TGNCI community building and support

Local Transgender, gender non-conforming & intersex (TGNCI) groups that build and support the community and educate about TGNCI issues in San Francisco.

Community United Against Violence (CUAV)

Founded in 1979, CUAV works to build the power of LGBTQ communities to transform violence and oppression by supporting the healing and leadership of those impacted by abuse and mobilize our broader communities to replace cycles of trauma with cycles of safety and liberation. We mobilize our members to participate in campaigns led by our coalition partners.

  • Serves: Community, victims of abuse
  • Additional Languages: Spanish

 

Gender and Sexualities Alliance Network (GSA)

GSA Network is a next-generation LGBTQ racial and gender justice organization that empowers and trains queer, trans, and allied youth leaders to advocate, organize, and mobilize an intersectional movement for safer schools and healthier communities. The Oakland branch, TRUTH, is a youth-led program for trans and gender non-conforming young people to build public understanding, empathy, and a movement for liberation through storytelling and media organizing

  • Serves: LGBTQIA+ community

 

Getting Out & Staying Out

Guide to San Francisco resources for people leaving jails and prisons. Includes guide to services for cis and trans women.

  • Serves: Individuals returning to San Francisco after incarceration
  • Additional Languages: Many listed organizations support Spanish speakers

 

LYRIC - School-Based Initiative

Established in 2011, LYRIC’s School-Based Initiative is a model of bringing LYRIC’s 30 years of expertise with LGBTQQ youth directly into SFUSD school communities. LYRIC helps to educate and build allyship among students, school staff, and families to create learning environments where LGBTQQ youth can be successful and truly thrive.

  • Serves: Participating SFUSD school communities
  • Additional Languages: Spanish, Chinese

 

TGI Justice Project

TGI Justice Project is a group of transgender, gender variant, and intersex people – inside and outside of prisons, jails, and detention centers – creating a united family in the struggle for survival and freedom.

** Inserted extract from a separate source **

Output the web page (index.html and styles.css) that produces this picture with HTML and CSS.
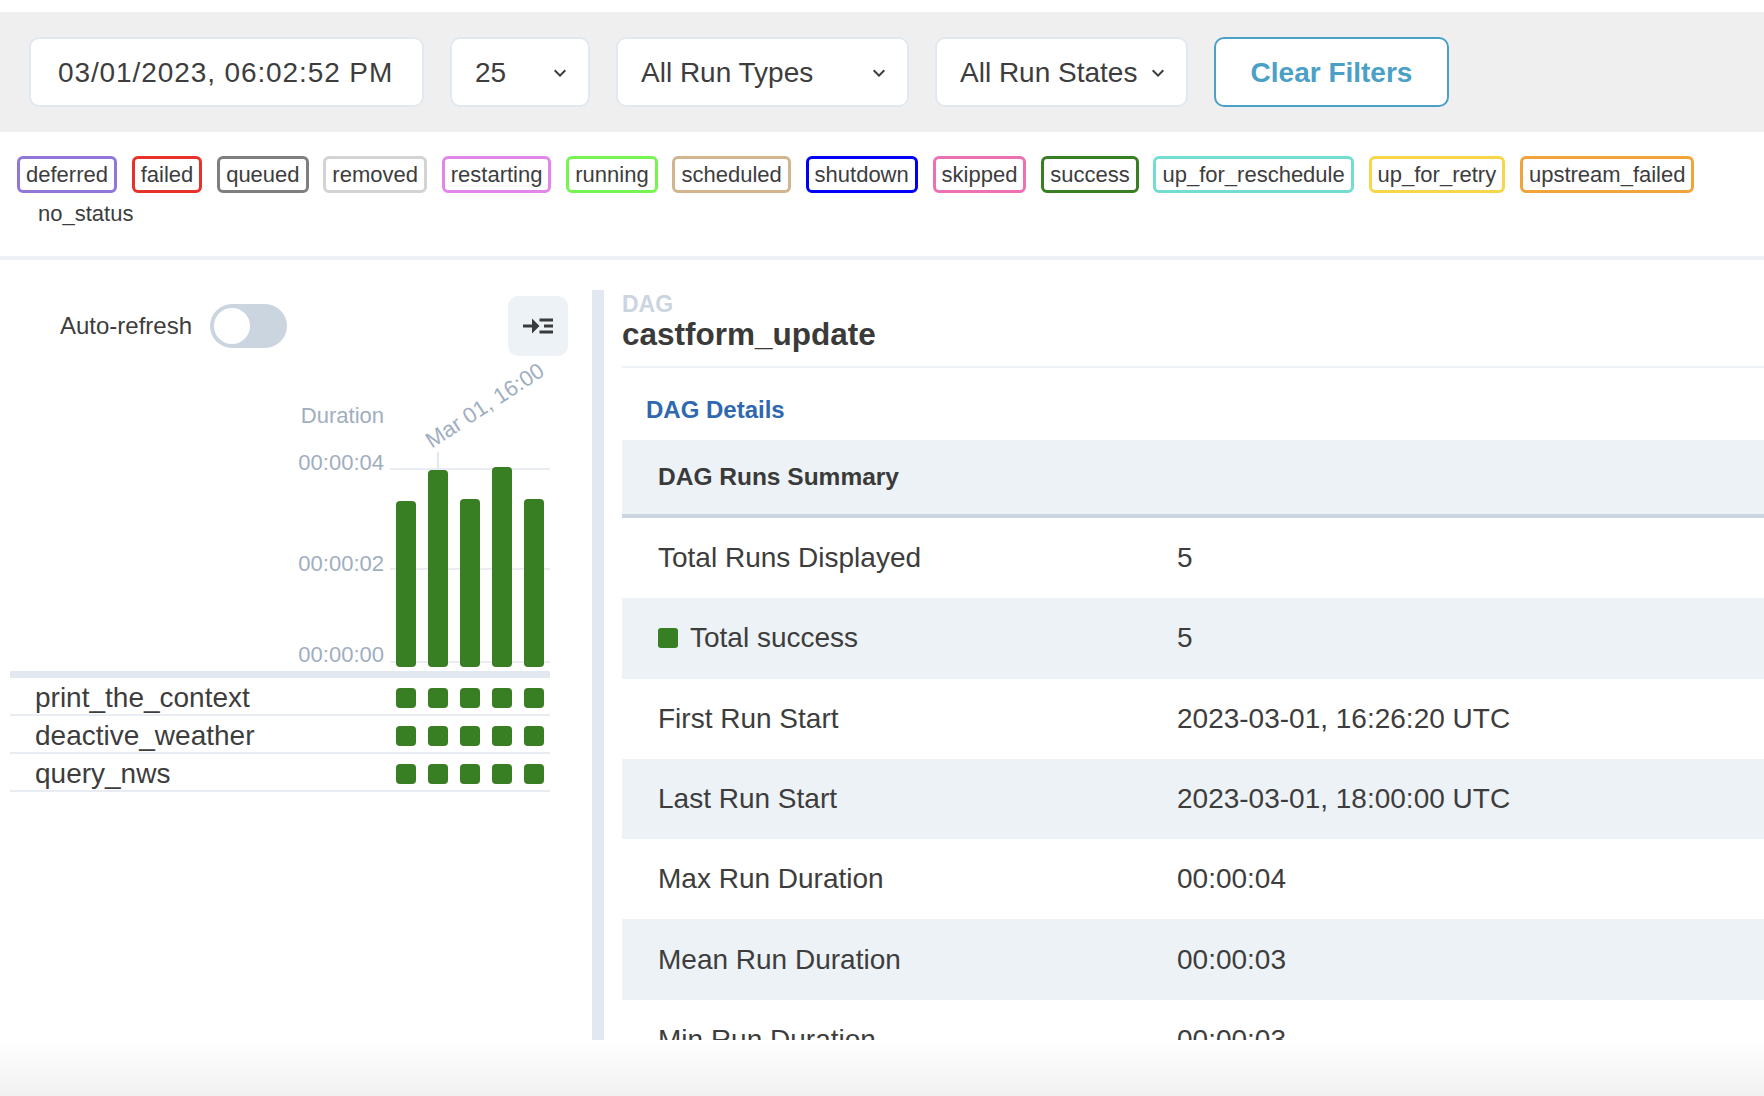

Specific services include visitation teams, grassroots re-entry program, newsletter, and advocate organizing.

  • Serves: Low-income transgender women of color and families who are currently incarcerated, have been formerly incarcerated, or victims of police abuse

 

The Transgender District

Founded in 2017, The Transgender District (formerly known as The Compton’s Transgender Cultural District) is the first legally recognized transgender district in the world. Named after the first documented uprising of transgender and queer people in United States history, the Compton’s Cafeteria Riots of 1966, the district encompasses 6 blocks in the southeastern Tenderloin and crosses over Market Street to include two blocks of 6th street.